Procurada, a Secretaria de Educação não quis comentar.

Avaliação do professor

Segundo a resolução, as notas dos alunos vão compor uma “avaliação de desempenho diagnóstica” de cada profissional de ensino. O texto diz que esse é um instrumento com “finalidade formativa” com o objetivo de orientá-lo em sala de aula.

O texto diz ainda que essa avaliação final, que conta ainda com outros critérios, como avaliação dos diretores, assiduidade, participação em formações e alcance de metas, pode ser usada para decidir sobre a continuidade do professor na escola em que atua ou em programas e projetos específicos.

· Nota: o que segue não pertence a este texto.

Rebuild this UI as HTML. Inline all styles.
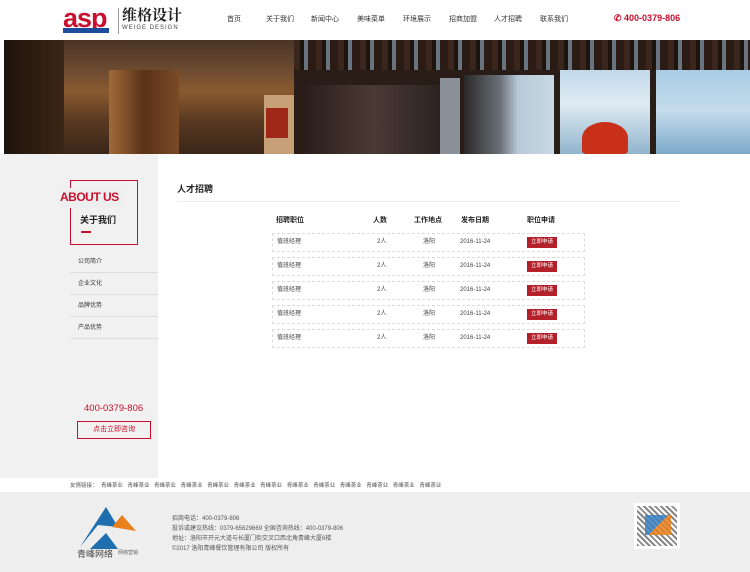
<!DOCTYPE html>
<html><head><meta charset="utf-8"><style>
*{margin:0;padding:0;box-sizing:border-box}
body{width:750px;height:572px;overflow:hidden;background:#fff;font-family:"Liberation Sans","Noto Sans CJK SC",sans-serif;color:#333;position:relative}
.a{position:absolute}
.nav span{position:absolute;top:15px;font-size:7px;line-height:9px;color:#333}
.side{left:0;top:154px;width:158px;height:324px;background:#f2f1f1}
.menu div{position:absolute;left:70px;width:88px;height:22px;border-bottom:1px solid #ddd;font-size:6px;color:#333;padding-left:8px;line-height:22px}
.row{position:absolute;left:272px;width:313px;height:19px;border:1px dashed #ddd;font-size:6px;color:#444}
.row span{position:absolute;top:3px;line-height:11px}
.btn{position:absolute;left:254px;top:3px;width:30px;height:11px;background:#b3202a;color:#fff;font-size:5.5px;text-align:center;line-height:11px}
.fl{position:absolute;top:482px;font-size:5.5px;line-height:8px;color:#555}
.b{position:absolute}
</style></head><body>
<div class="a" style="left:63px;top:4px;font:bold 27px/28px 'Liberation Sans',sans-serif;color:#c8102e;letter-spacing:-1px">asp</div>
<div class="a" style="left:63px;top:28px;width:46px;height:5px;background:#1c4d9c"></div>
<div class="a" style="left:118px;top:8px;width:1px;height:26px;background:#999"></div>
<div class="a" style="left:122px;top:6px;font:bold 15px/18px 'Noto Serif CJK SC',serif;color:#222">维格设计</div>
<div class="a" style="left:122px;top:25px;font-size:6px;color:#444;letter-spacing:1px">WEIGE DESIGN</div>
<div class="nav">
<span style="left:227px">首页</span><span style="left:266px">关于我们</span><span style="left:311px">新闻中心</span><span style="left:357px">美味菜单</span><span style="left:403px">环境展示</span><span style="left:449px">招商加盟</span><span style="left:494px">人才招聘</span><span style="left:540px">联系我们</span>
</div>
<div class="a" style="left:614px;top:13px;font-size:9px;color:#c8102e;font-weight:bold">✆ 400-0379-806</div>
<div class="a" style="left:4px;top:40px;width:746px;height:114px;overflow:hidden;background:#2a1a10">
 <div class="b" style="left:0;top:0;width:60px;height:114px;background:linear-gradient(90deg,#1e140c,#3a2616)"></div>
 <div class="b" style="left:60px;top:0;width:230px;height:114px;background:linear-gradient(180deg,#4a3426 0,#6a4a30 25%,#8a5a30 45%,#5a3a22 70%,#3a2618 100%)"></div>
 <div class="b" style="left:105px;top:30px;width:70px;height:84px;background:linear-gradient(90deg,#a06a38,#5a3218,#7a4a26)"></div>
 <div class="b" style="left:260px;top:55px;width:30px;height:59px;background:#c8a078"></div>
 <div class="b" style="left:262px;top:68px;width:22px;height:30px;background:#a02818"></div>
 <div class="b" style="left:290px;top:0;width:460px;height:114px;background:#2a1c16"></div>
 <div class="b" style="left:300px;top:45px;width:140px;height:69px;background:linear-gradient(90deg,#2a1e1a,#4a3a34,#2a2220)"></div>
 <div class="b" style="left:436px;top:38px;width:20px;height:76px;background:#8a9098"></div>
 <div class="b" style="left:460px;top:35px;width:90px;height:79px;background:linear-gradient(90deg,#2a2828,#6a7078 40%,#b8cad8 60%,#c8d8e4)"></div>
 <div class="b" style="left:556px;top:30px;width:90px;height:84px;background:linear-gradient(180deg,#c0d8ea,#e0ecf4 40%,#90b4cc)"></div>
 <div class="b" style="left:652px;top:28px;width:94px;height:86px;background:linear-gradient(180deg,#a8cce4,#c4dcec 50%,#7ca8c8)"></div>
 <div class="b" style="left:290px;top:0;width:460px;height:30px;background:repeating-linear-gradient(90deg,#3a261c 0 6px,#1e140e 6px 10px,#6a7480 10px 14px,#2a1c14 14px 22px)"></div>
 <div class="b" style="left:578px;top:82px;width:46px;height:32px;border-radius:50% 50% 10% 10%;background:#c8301a"></div>
</div>
<div class="a side"></div>
<div class="a" style="left:70px;top:180px;width:68px;height:65px;border:1px solid #c8102e"></div>
<div class="a" style="left:60px;top:188px;width:64px;height:20px;background:#eee"></div>
<div class="a" style="left:60px;top:190px;font-size:12px;font-weight:bold;color:#c8102e;letter-spacing:-.5px">ABOUT US</div>
<div class="a" style="left:80px;top:213px;font-size:9px;font-weight:bold;color:#222">关于我们</div>
<div class="a" style="left:81px;top:231px;width:10px;height:2px;background:#c8102e"></div>
<div class="menu">
<div style="top:251px">公司简介</div><div style="top:273px">企业文化</div><div style="top:295px">品牌优势</div><div style="top:317px">产品优势</div>
</div>
<div class="a" style="left:84px;top:403px;font-size:9.5px;color:#c8102e">400-0379-806</div>
<div class="a" style="left:77px;top:421px;width:74px;height:18px;border:1px solid #c8102e;font-size:7px;color:#c8102e;text-align:center;line-height:16px">点击立即咨询</div>
<div class="a" style="left:177px;top:182px;font-size:9px;font-weight:bold;color:#222">人才招聘</div>
<div class="a" style="left:177px;top:201px;width:503px;height:1px;background:#eee"></div>
<div class="a" style="top:215px;left:276px;font-size:7px;font-weight:bold;color:#222">招聘职位</div>
<div class="a" style="top:215px;left:373px;font-size:7px;font-weight:bold;color:#222">人数</div>
<div class="a" style="top:215px;left:414px;font-size:7px;font-weight:bold;color:#222">工作地点</div>
<div class="a" style="top:215px;left:461px;font-size:7px;font-weight:bold;color:#222">发布日期</div>
<div class="a" style="top:215px;left:527px;font-size:7px;font-weight:bold;color:#222">职位申请</div>
<div class="row" style="top:233px"><span style="left:4px">值班经理</span><span style="left:104px">2人</span><span style="left:150px">洛阳</span><span style="left:187px">2016-11-24</span><div class="btn">立即申请</div></div>
<div class="row" style="top:257px"><span style="left:4px">值班经理</span><span style="left:104px">2人</span><span style="left:150px">洛阳</span><span style="left:187px">2016-11-24</span><div class="btn">立即申请</div></div>
<div class="row" style="top:281px"><span style="left:4px">值班经理</span><span style="left:104px">2人</span><span style="left:150px">洛阳</span><span style="left:187px">2016-11-24</span><div class="btn">立即申请</div></div>
<div class="row" style="top:305px"><span style="left:4px">值班经理</span><span style="left:104px">2人</span><span style="left:150px">洛阳</span><span style="left:187px">2016-11-24</span><div class="btn">立即申请</div></div>
<div class="row" style="top:329px"><span style="left:4px">值班经理</span><span style="left:104px">2人</span><span style="left:150px">洛阳</span><span style="left:187px">2016-11-24</span><div class="btn">立即申请</div></div>
<div class="fl" style="left:70px">友情链接：</div>
<div class="fl" style="left:101px;word-spacing:3px;white-space:nowrap">青峰茶业 青峰茶业 青峰茶业 青峰茶业 青峰茶业 青峰茶业 青峰茶业 青峰茶业 青峰茶业 青峰茶业 青峰茶业 青峰茶业 青峰茶业</div>
<div class="a" style="left:0;top:492px;width:750px;height:80px;background:#eee"></div>
<svg class="a" style="left:78px;top:505px" width="60" height="50"><polygon points="2,42 28,2 40,22 20,20" fill="#1f6fb0"/><polygon points="12,44 28,28 40,44" fill="#1f6fb0"/><polygon points="34,22 44,10 58,26" fill="#e8801e"/></svg>
<div class="a" style="left:77px;top:547px;font-size:9px;color:#444">青峰网络</div>
<div class="a" style="left:118px;top:549px;font-size:5px;color:#666">网络营销</div>
<div class="a" style="left:172px;top:514px;font-size:6px;color:#555;line-height:10px">招商电话：400-0379-806<br>投诉或建议热线：0379-65629669 全国咨询热线：400-0379-806<br>地址：洛阳市开元大道与长厦门街交叉口西北角青峰大厦6楼<br>©2017 洛阳青峰餐饮管理有限公司 版权所有</div>
<div class="a" style="left:634px;top:503px;width:46px;height:46px;border:3px solid #fff;background:repeating-linear-gradient(45deg,#888 0 2px,#fff 2px 4px)"></div>
<div class="a" style="left:645px;top:515px;width:26px;height:20px;background:linear-gradient(135deg,#3a7fc0 50%,#e8801e 50%);opacity:.85"></div>
</body></html>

Assim, caso o desempenho não seja considerado satisfatório, os profissionais podem ser realocados para outras unidades.

À Folha de S. Paulo, docentes contaram que alguns alunos têm usado a avaliação para ameaçá-los. Eles dizem que irão se vingar caso recebam notas baixas em provas.

Ameaças e deboches

Uma professora de Português contou que chamou a atenção de duas alunas que estavam usando o celular em sala de aula, o que é proibido por lei nacional e estadual. As jovens então ameaçaram dar nota ruim para ela.

A docente atua há 20 anos na rede estadual e disse estar se sentindo desrespeitada e desamparada. Ela pediu para não ser identificada por medo de represália.

Os professores contam ainda que sequer são informados sobre as perguntas feitas aos alunos. Pela resolução, os questionários avaliativos consideram 11 dimensões relacionadas às competências esperadas.

Entre elas estão, por exemplo, domínio do conteúdo ensinado, se usam metodologia dinâmica e inovadora, gestão de sala de aula, comunicação clara e objetiva e dedicação ao processo de aprendizagem.

Para Márcia Jacomini, professora do Departamento de Educação da Unifesp (Universidade Federal de São Paulo), os alunos utilizam a avaliação para ameaçar e humilhar os docentes porque percebem a falta de autonomia e proteção aos profissionais.

“O governo primeiro exigiu que os professores seguissem o conteúdo e a forma definidos pela secretaria para ensinar aos alunos, sob o risco de serem punidos caso se negassem. O professor perdeu a autonomia de elaborar a aula, de decidir como ensinar e os alunos perceberam isso. Agora, colocam esse aluno para avaliar o professor”, diz.

Ela avalia ainda que há um desvirtuamento do significado de avaliação, já que não houve um diálogo com os alunos sobre o processo.

“Os alunos podem e devem ser ouvidos para uma avaliação da escola e dos professores, mas isso não deveria ser feito por meio de nota. Mas, sim, com escuta. Nesse formato, o governo abre espaço para o aluno pensar que pode se vingar, que pode ameaçar o professor.”